Liouville type results for semilinear elliptic equation and inequality on pseudo-Hermitian manifolds
Biqiang Zhao
TL;DR
The paper develops Liouville-type theorems for semilinear equations and differential inequalities on pseudo-Hermitian manifolds, extending classical results to CR and sub-Riemannian settings. By leveraging a generalized Jerison–Lee differential identity and subcritical nonlinearities, the authors establish rigidity results for equations of the form $Δ_b u + 2n^2 F(u)=0$ under Sasakian curvature and volume-growth hypotheses, and prove nonexistence (or constancy) results for the inequality $Δ_b u + F(u) ≤ 0$ under corresponding volume bounds. The work combines precise energy estimates, cut-off arguments, and curvature-volume conditions to show that positive solutions must be constant (i.e., $F(u)=0$) in large classes of pseudo-Hermitian manifolds, including Sasakian manifolds.

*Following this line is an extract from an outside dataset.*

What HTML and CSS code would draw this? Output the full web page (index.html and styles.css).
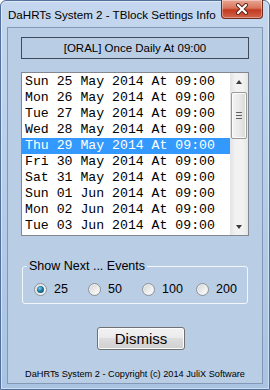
FILE: index.html
```html
<!DOCTYPE html>
<html>
<head>
    <title>TBlock Settings Info</title>
    <link rel="stylesheet" href="styles.css">
</head>
<body>
    <div class="window">
        <div class="titlebar">
            <span class="title">DaHRTs System 2 - TBlock Settings Info</span>
            <button class="close" title="Close">
                <svg width="14" height="12" viewBox="0 0 14 12">
                    <path d="M3 2 L11 10 M11 2 L3 10" stroke="#5a2418" stroke-width="4" stroke-linecap="round"/>
                    <path d="M3 2 L11 10 M11 2 L3 10" stroke="#fff" stroke-width="2.2" stroke-linecap="round"/>
                </svg>
            </button>
        </div>

        <div class="client">
            <div class="summary">[ORAL] Once Daily At 09:00</div>

            <div class="listbox">
                <ul class="items">
                    <li>Sun 25 May 2014 At 09:00</li>
                    <li>Mon 26 May 2014 At 09:00</li>
                    <li>Tue 27 May 2014 At 09:00</li>
                    <li>Wed 28 May 2014 At 09:00</li>
                    <li class="selected">Thu 29 May 2014 At 09:00</li>
                    <li>Fri 30 May 2014 At 09:00</li>
                    <li>Sat 31 May 2014 At 09:00</li>
                    <li>Sun 01 Jun 2014 At 09:00</li>
                    <li>Mon 02 Jun 2014 At 09:00</li>
                    <li>Tue 03 Jun 2014 At 09:00</li>
                </ul>
                <div class="scrollbar">
                    <div class="arrow"><span class="up"></span></div>
                    <div class="thumb"><span class="grip"></span></div>
                    <div class="track"></div>
                    <div class="arrow"><span class="down"></span></div>
                </div>
            </div>

            <fieldset class="range">
                <legend>Show Next ... Events</legend>
                <div class="options">
                    <label class="option"><input type="radio" name="count" checked> 25</label>
                    <label class="option"><input type="radio" name="count"> 50</label>
                    <label class="option"><input type="radio" name="count"> 100</label>
                    <label class="option"><input type="radio" name="count"> 200</label>
                </div>
            </fieldset>

            <button class="dismiss">Dismiss</button>

            <p class="footer">DaHRTs System 2 - Copyright (c) 2014 JuliX Software</p>
        </div>
    </div>
</body>
</html>
```

FILE: styles.css
```css
* { box-sizing: border-box; }
body { margin: 0; font-family: "Liberation Sans", Arial, sans-serif; color: #000; }

.window {
    width: 270px;
    height: 390px;
    border: 1px solid #52709a;
    border-radius: 6px 6px 0 0;
    background: linear-gradient(#c4d7ee, #a9c3e3);
    box-shadow: inset 0 0 0 1px rgba(255,255,255,0.45);
    display: flex;
    flex-direction: column;
}

.titlebar { height: 26px; display: flex; align-items: center; padding-left: 7px; }
.title { font-size: 11.6px; white-space: nowrap; }
.close {
    margin: -1px 6px 0 auto;
    align-self: flex-start;
    width: 42px;
    height: 19px;
    padding: 0;
    border: 1px solid #6e2d1e;
    border-top: none;
    border-radius: 0 0 4px 4px;
    background: linear-gradient(#e9a896, #d9735a 45%, #c23a20 55%, #d0644a);
    box-shadow: inset 0 0 0 1px rgba(255,255,255,0.35);
    display: flex;
    align-items: center;
    justify-content: center;
}

.client {
    margin: 0 6px 5px;
    height: 357px;
    border: 1px solid #8298b6;
    background: #b9cde5;
    padding: 9px 13px 0;
}

.summary {
    height: 22px;
    border: 1px solid #3d4b5c;
    line-height: 20px;
    text-align: center;
    font-size: 11.5px;
}

.listbox {
    margin-top: 13px;
    height: 164px;
    display: flex;
    border: 1px solid #828790;
    background: #fff;
}
.items {
    flex: 1;
    list-style: none;
    margin: 0;
    padding: 1px 0;
    font-family: "Liberation Mono", "Courier New", monospace;
    font-size: 13.2px;
}
.items li { height: 16px; line-height: 16px; padding-left: 3px; white-space: pre; }
.items li.selected { background: #3399ff; color: #fff; }

.scrollbar {
    width: 18px;
    display: flex;
    flex-direction: column;
    background: linear-gradient(90deg, #e3e3e3, #f2f2f2 30%, #f2f2f2 70%, #e6e6e6);
}
.arrow { height: 17px; display: flex; align-items: center; justify-content: center; }
.up, .down { width: 0; height: 0; border-left: 3.5px solid transparent; border-right: 3.5px solid transparent; }
.up { border-bottom: 4px solid #3a3a3a; }
.down { border-top: 4px solid #3a3a3a; }
.thumb {
    margin: 2px 1px 0;
    height: 47px;
    border: 1px solid #9a9a9a;
    border-radius: 2px;
    background: linear-gradient(90deg, #f4f4f4, #e9e9e9 50%, #d9d9d9);
    box-shadow: inset 0 0 0 1px #fbfbfb;
    display: flex;
    align-items: center;
    justify-content: center;
}
.grip {
    width: 6px;
    height: 7px;
    background: repeating-linear-gradient(#5f5f5f 0 1px, transparent 1px 3px);
}
.track { flex: 1; }

.range {
    margin: 23px 1px 0;
    padding: 0 0 6px;
    border: 1px solid #f3f7fc;
    border-radius: 3px;
}
.range legend { margin-left: 4px; padding: 0 2px; font-size: 12.5px; line-height: 15px; }
.options {
    display: grid;
    grid-template-columns: 54px 54px 54px auto;
    margin: 7px 0 0 11px;
    height: 16px;
    align-items: center;
}
.option { display: flex; align-items: center; gap: 7px; font-size: 12.5px; }
.option input {
    appearance: none;
    margin: 0;
    width: 13px;
    height: 13px;
    border: 1px solid #8e9297;
    border-radius: 50%;
    background: linear-gradient(135deg, #d2d2d2, #f4f4f4 70%, #ffffff);
    box-shadow: inset 0 0 0 1px #eeeeee;
    display: grid;
    place-items: center;
}
.option input:checked::after {
    content: "";
    width: 7px;
    height: 7px;
    border-radius: 50%;
    background: radial-gradient(circle at 40% 35%, #7fd0ec, #1d7aa3 45%, #0b3d5a);
}

.dismiss {
    display: block;
    margin: 23px 0 0 76px;
    width: 88px;
    height: 23px;
    border: 1px solid #707070;
    border-radius: 3px;
    background: linear-gradient(#f2f2f2, #ebebeb 45%, #dddddd 50%, #cfcfcf);
    box-shadow: inset 0 0 0 1px #fcfcfc;
    font-family: "Liberation Sans", Arial, sans-serif;
    font-size: 15px;
    padding: 0;
}

.footer { margin: 18px 0 0; text-align: center; font-size: 9.2px; line-height: 12px; white-space: nowrap; }
```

These results extend CR Yamabe-type Liouville theory to sub-Riemannian geometry and provide tools for semilinear PDEs in this geometric context.
Abstract
In this paper, we study the semilinear elliptic equation and inequality on pseudo-Hermitian manifolds. In particular, we first obtain a Liouville theorem for the equation $Δ_b u+F(u)=0$ based on a generalized Jerison-Lee's formula. Next, we prove the nonexistence of a positive solution to the inequality $Δ_b u+F(u)\leq 0$ under the volume estimate.